You’ve never seen what has now become 75 cars move so quickly in your life. And I swear they all did u-turns on a dime. Austin Powers this wasn’t.
Off we went, the mass caravan, to see 399.
And sure enough, one gravel road over, 399 and family is working her way toward the road, through a field of wildflowers. The only negative is that the sun has just set and darkness is setting in.
But spirits won’t be dampened. Everyone’s favourite bear is healthy and visible.
The line of cars has created a break for her to cross and everyone self-manages the jam to ensure that no one blocks her path or gets too close. This is a good jam.
399 moves forward.
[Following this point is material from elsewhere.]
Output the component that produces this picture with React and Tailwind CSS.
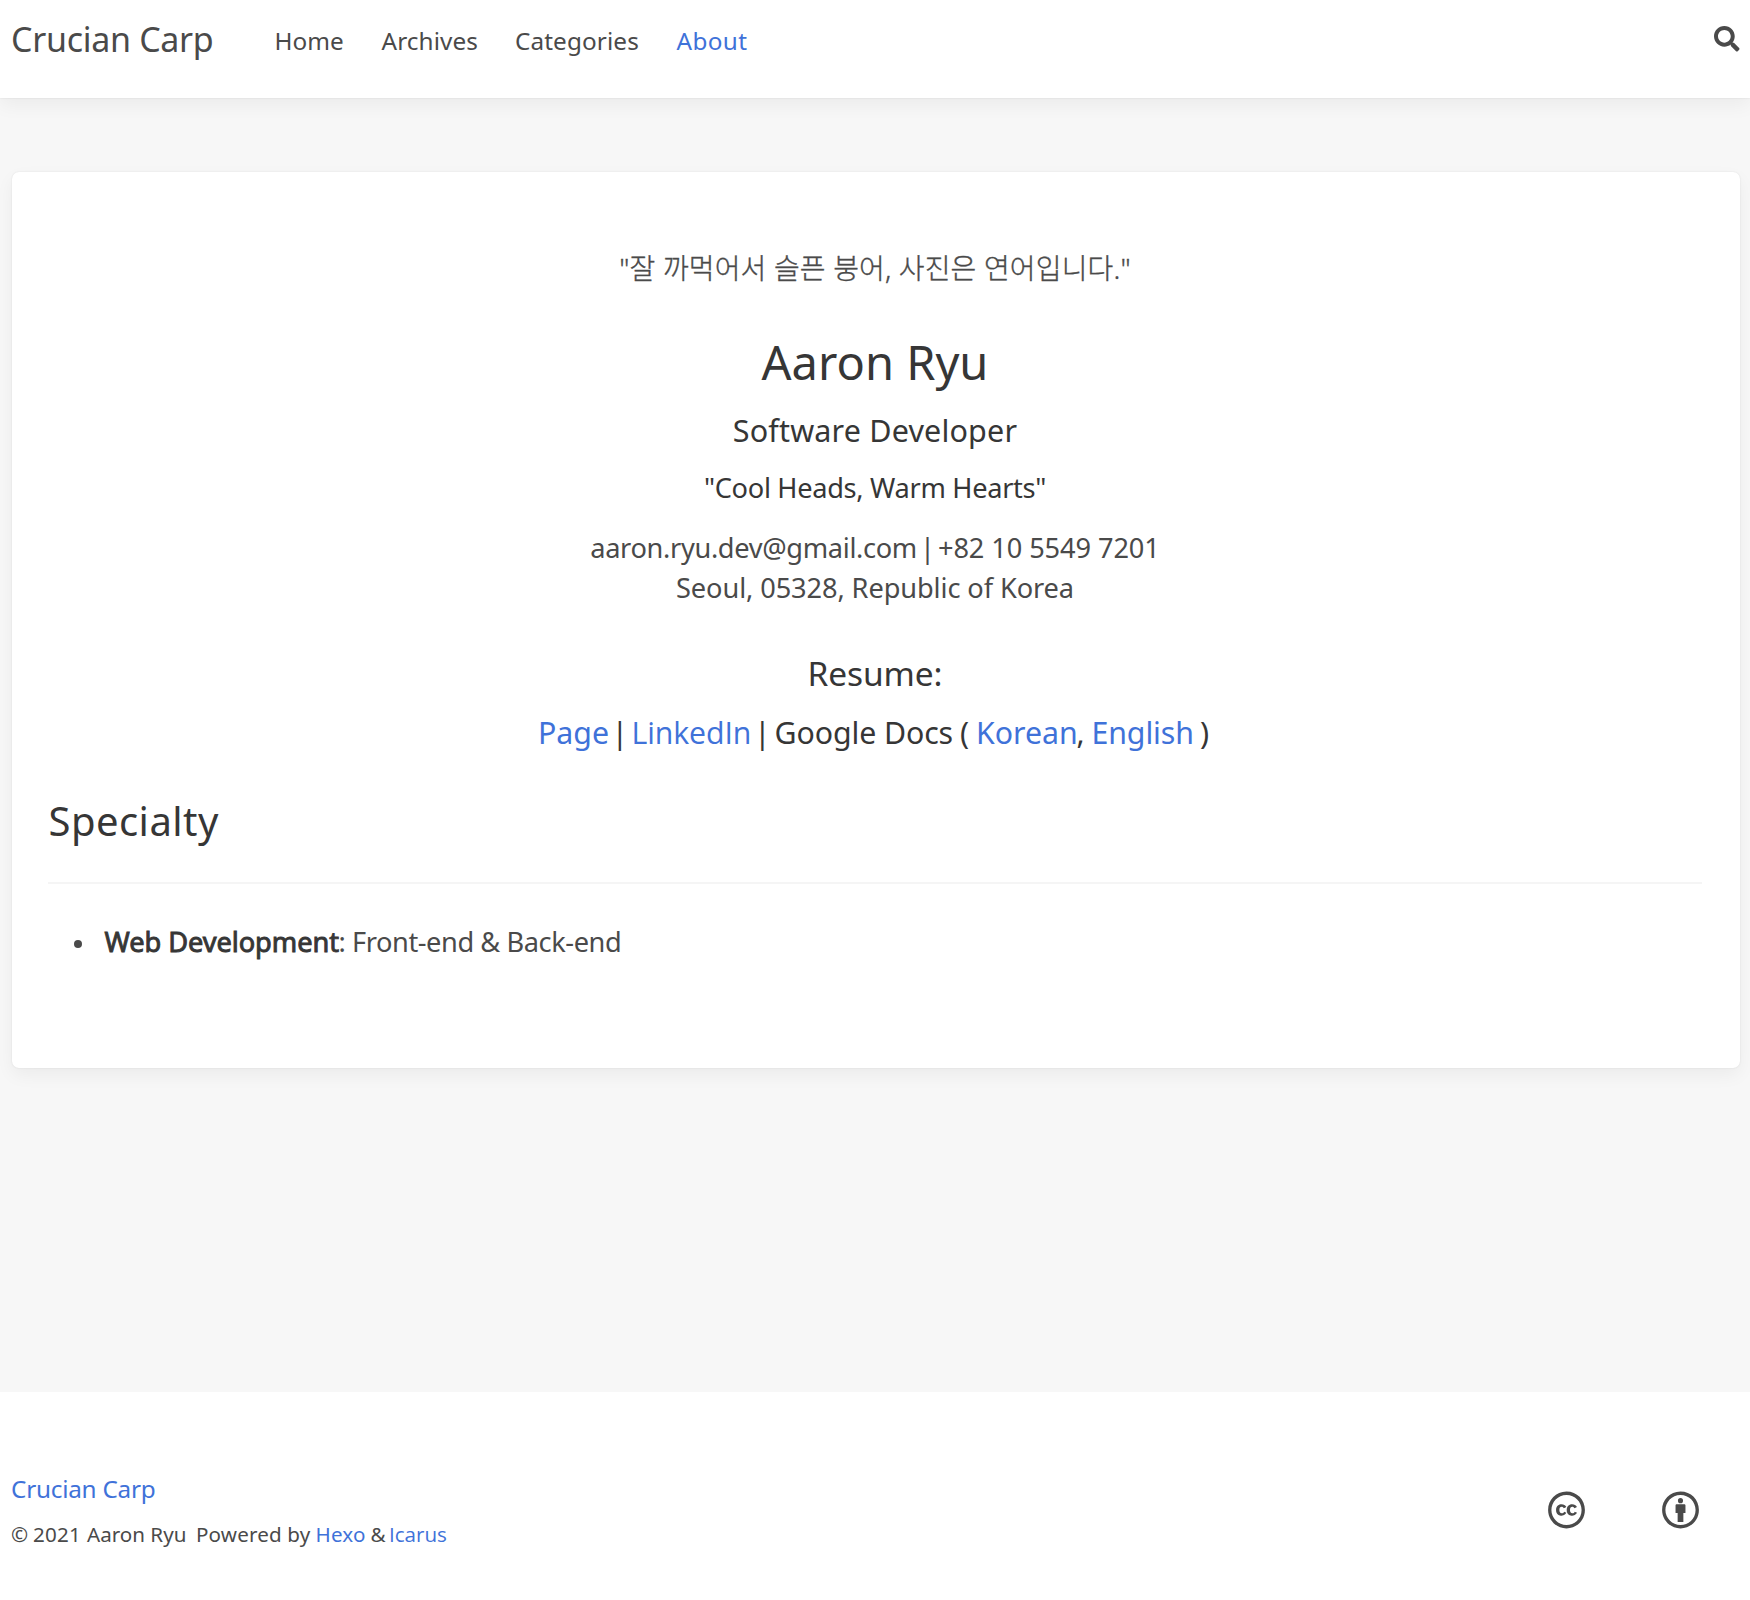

Some people are better positioned than others, having gambled on her exact route, and the grizzly family takes her cue and threads the needle by crossing in the opening. This is one smart bear and one bear very well equipped for dealing with people.
A day’s worth of waiting pays off. Staples Man was in the perfect spot and during his one day in the park, bested even the professionals. He’s weird, but he gets a hug for his efforts. In fact, it’s high fives and hugs all around.
Most of 399’s loyal followers have been up since 5am. Waiting. They’re bitten, burned, dirty and now equipped with stories that they’ll never be able to erase from their brain. But it was all worth it.
And tomorrow? Every last one of them will be back out to do it all over again.
That’s bear crazy and you can’t help but love it.